- TASK DETAILS -
Skip the pictures and quote all of the lines exactly.
◇ ◇ ◇ ◇ ◇
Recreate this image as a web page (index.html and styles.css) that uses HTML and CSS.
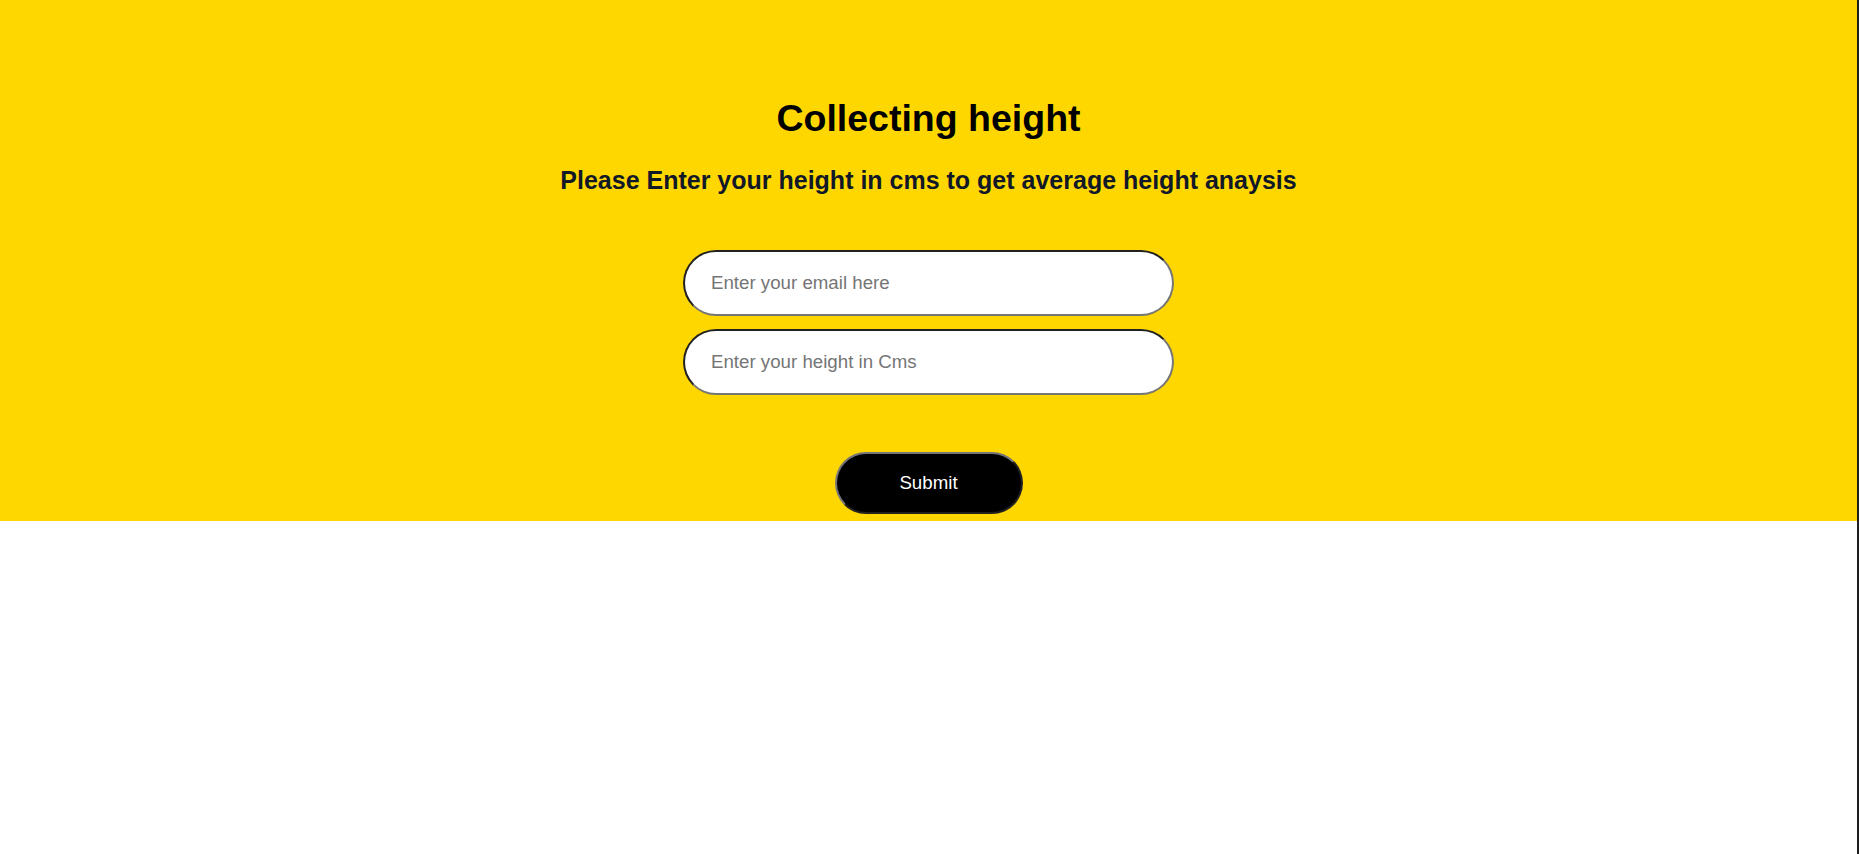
FILE: index.html
```html
<!DOCTYPE html>
<html lang="en">
<head>
<meta charset="utf-8">
<title>Collecting height</title>
<link rel="stylesheet" href="styles.css">
</head>
<body>
<div class="page">
  <section class="hero">
    <h1 class="title">Collecting height</h1>
    <h3 class="subtitle">Please Enter your height in cms to get average height anaysis</h3>
    <form class="form">
      <div class="fields">
        <input class="field" type="email" placeholder="Enter your email here">
        <input class="field" type="text" placeholder="Enter your height in Cms">
      </div>
      <button class="submit" type="button">Submit</button>
    </form>
  </section>
</div>
</body>
</html>
```
FILE: styles.css
```css
html, body {
  margin: 0;
  padding: 0;
  background: #ffffff;
}
body {
  font-family: "Liberation Sans", Arial, sans-serif;
}
.page {
  min-height: 100vh;
  border-right: 2px solid #1e1e1e;
  box-sizing: border-box;
}
.hero {
  background: #ffd700;
  height: 521px;
  box-sizing: border-box;
  padding-top: 97px;
  display: flex;
  flex-direction: column;
  align-items: center;
}
.title {
  margin: 0;
  font-size: 37.5px;
  line-height: 43px;
  font-weight: 700;
  color: #000;
}
.subtitle {
  margin: 26px 0 0;
  font-size: 25px;
  line-height: 29px;
  font-weight: 700;
  color: #111827;
}
.form {
  margin-top: 55px;
  display: flex;
  flex-direction: column;
  align-items: center;
}
.fields {
  display: flex;
  flex-direction: column;
  gap: 13px;
}
.field {
  width: 491px;
  height: 66px;
  box-sizing: border-box;
  border: 2px inset #767676;
  border-radius: 33px;
  padding: 0 26px;
  font-family: "Liberation Sans", Arial, sans-serif;
  font-size: 18.7px;
  color: #000;
  background: #fff;
  outline: none;
}
.field::placeholder {
  color: #757575;
}
.submit {
  margin-top: 57px;
  width: 188px;
  height: 62px;
  box-sizing: border-box;
  border: 2px outset #767676;
  border-radius: 31px;
  background: #000;
  color: #fff;
  font-family: "Liberation Sans", Arial, sans-serif;
  font-size: 18.7px;
}
```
◇ ◇ ◇ ◇ ◇
- SOLUTION TO THIS PROBLEM -
Recreate this image as a web page (index.html and styles.css) that uses HTML and CSS.
FILE: index.html
```html
<!DOCTYPE html>
<html lang="en">
<head>
<meta charset="utf-8">
<title>Collecting height</title>
<link rel="stylesheet" href="styles.css">
</head>
<body>
<div class="page">
  <section class="hero">
    <h1 class="title">Collecting height</h1>
    <h3 class="subtitle">Please Enter your height in cms to get average height anaysis</h3>
    <form class="form">
      <div class="fields">
        <input class="field" type="email" placeholder="Enter your email here">
        <input class="field" type="text" placeholder="Enter your height in Cms">
      </div>
      <button class="submit" type="button">Submit</button>
    </form>
  </section>
</div>
</body>
</html>
```
FILE: styles.css
```css
html, body {
  margin: 0;
  padding: 0;
  background: #ffffff;
}
body {
  font-family: "Liberation Sans", Arial, sans-serif;
}
.page {
  min-height: 100vh;
  border-right: 2px solid #1e1e1e;
  box-sizing: border-box;
}
.hero {
  background: #ffd700;
  height: 521px;
  box-sizing: border-box;
  padding-top: 97px;
  display: flex;
  flex-direction: column;
  align-items: center;
}
.title {
  margin: 0;
  font-size: 37.5px;
  line-height: 43px;
  font-weight: 700;
  color: #000;
}
.subtitle {
  margin: 26px 0 0;
  font-size: 25px;
  line-height: 29px;
  font-weight: 700;
  color: #111827;
}
.form {
  margin-top: 55px;
  display: flex;
  flex-direction: column;
  align-items: center;
}
.fields {
  display: flex;
  flex-direction: column;
  gap: 13px;
}
.field {
  width: 491px;
  height: 66px;
  box-sizing: border-box;
  border: 2px inset #767676;
  border-radius: 33px;
  padding: 0 26px;
  font-family: "Liberation Sans", Arial, sans-serif;
  font-size: 18.7px;
  color: #000;
  background: #fff;
  outline: none;
}
.field::placeholder {
  color: #757575;
}
.submit {
  margin-top: 57px;
  width: 188px;
  height: 62px;
  box-sizing: border-box;
  border: 2px outset #767676;
  border-radius: 31px;
  background: #000;
  color: #fff;
  font-family: "Liberation Sans", Arial, sans-serif;
  font-size: 18.7px;
}
```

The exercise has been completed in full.